Illicit is undeclared legal activity
Criminal is that
If the BoE uses the 10.2% figure as the shadow economy, you are perfectly entitled to use that figures in your tax gap calculations. In fact it is exactly the right thing to do.
These figures, though, come from Prof Schneider, who has made himself an “expert” trying to estimate shadow economies in various European countries. I personally think Prof Schneider’s estimates are far, far too high.
Because what does 10% of the UK economy, £168bn mean?
If the whole of the shadow economy was made up by people working full time without tax payments, and earning the average wage of £25,000 per year, we would have a total of 6.7 million people living entirely of shadow economy earnings, that is 1 in ten of the population. That is a ludicrously high amount.
However, there is a more accurate way of looking at the £168bn figure.
If, what is more likely, small businesses and the self employed do not report all their turnover, and leave £168bn off their books. That seems to be about 11% of the total turnover of £1,600 bn per year. The small business sector employs 14.4 million people, so the extra turnover per employee in the shadow economy is only £11,700 per year, compared to a average turnover (in the books) per employee of about £110,000.
A self-employed plumber, for example, would have to undertake 117 cash-in-hand jobs a year, at £100 each, to reach that figure of £11,700 a year. Which still seems quite high. But a lot more feasible.
But I still think the £168bn is too high. Because if we accept that on average 11% of turnover is “off the books”, for the larger “small businesses” (from 49 to 250 employees), which have an average turnover of £16 million per year, that would mean on average £1.6 million of their sales is not recorded in their books. That is an unfeasibly high figure.

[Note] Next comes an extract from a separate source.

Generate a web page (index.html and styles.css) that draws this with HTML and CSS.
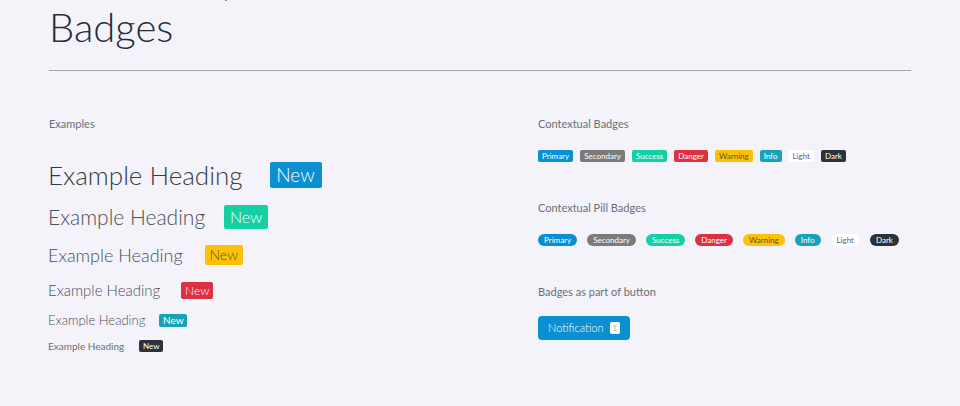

So the upshot of all this, I still think Prof. Schneider’s figures are too high, but in the absence of any other estimated figures, it is right to use these, especially if also accepted by the BoE.
https://www.gov.uk/government/uploads/system/uploads/attachment_data/file/254552/13-92-business-population-estimates-2013-stats-release-4.pdf
And what do you say to 10% of VAT being lost?
The implication is that this scale of liss is plausible
The HMRC tax gap report measures the VAT tax gap as follows (from their report, page 17):
“Methods
VAT and excise tax gaps are estimated using a ‘top-down’ approach; by comparing consumption expenditure data with tax receipts. ”
So arguably any of the £168bn are not even measured, because if £168bn is additional sales “off the books” it will not necessarily be recorded in consumption expenditure, I would have thought.
So it could well be plausible that £168bn is not taxed and the loss is enormous. But we do not know for certain, ever. Unless we force everyone to abandon cash and have every transaction paid through a bank account. And even then we will have people using bitcoins or other alternatives, just to avoid paying taxes, as they do already.
So using the HMRC figures there is £35 billion of tax lost each year, £175 billion over a five year term.
I am sure that this is an understatement however it is astonishing that there is no agreed method of calculation, available for public scrutiny.
I also note that Corporation Tax amounted to only 6.32% of total tax in 2014/15, this against the context of rising GDP figures.